An effective creative brief needs to clear two hurdles in a single leap. It’s got to function as both an inspirational blueprint for your creative team and a confirmation back to the client that you understand their challenge and have a strategy in place to meet it.
In order to satisfy both objectives successfully, you’ll need to rely on clarity, brevity and inventive language to answer the following questions:
What is the challenge?
Getting to the root of any brief’s challenge is going to require a bit of detective work. It’s not enough to just copy down what the client tells you. It’s your job to distil pure ideas from their broad objectives and mine creative gems from the bedrock of their expectations.
Who is facing this challenge?
It’s always smarter to engage with consumer behaviour than it is to try and change it. So, you’ll need to understand what buyers in the category are already doing to satisfy their need. If your brief is going to succeed at moving the needle for the client, you’ll need to know what customers are, and are not, currently responding to.
What solution are you selling?
This is where clarity and brevity come into play. You position needs to be focused and easy to understand. Spreading your creative efforts across too many executions can end up overwhelming a client, triggering a disconnect from your creative.

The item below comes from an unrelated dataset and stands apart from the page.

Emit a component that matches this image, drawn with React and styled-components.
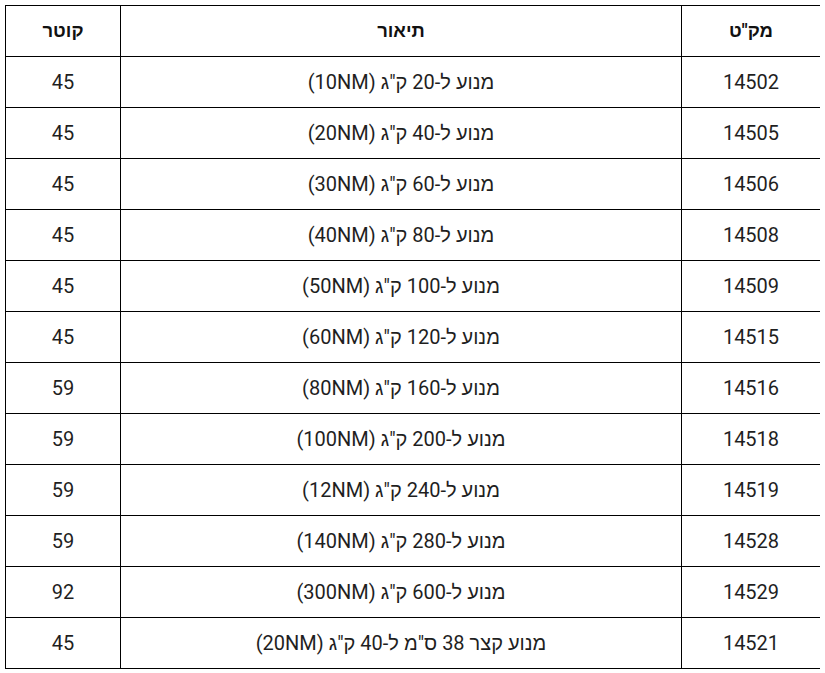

If you expect to inspire and motivate others with your brief, it needs to motivate and inspire you first. To get the absolute best out of your creative team, you must be confident and take ownership of its contents.
Creativity drives likability; so don’t be afraid to be distinctive with putting together your creative brief. Because even if it ends up imperfect, clients will appreciate the effort and anxious to see what you come up with next.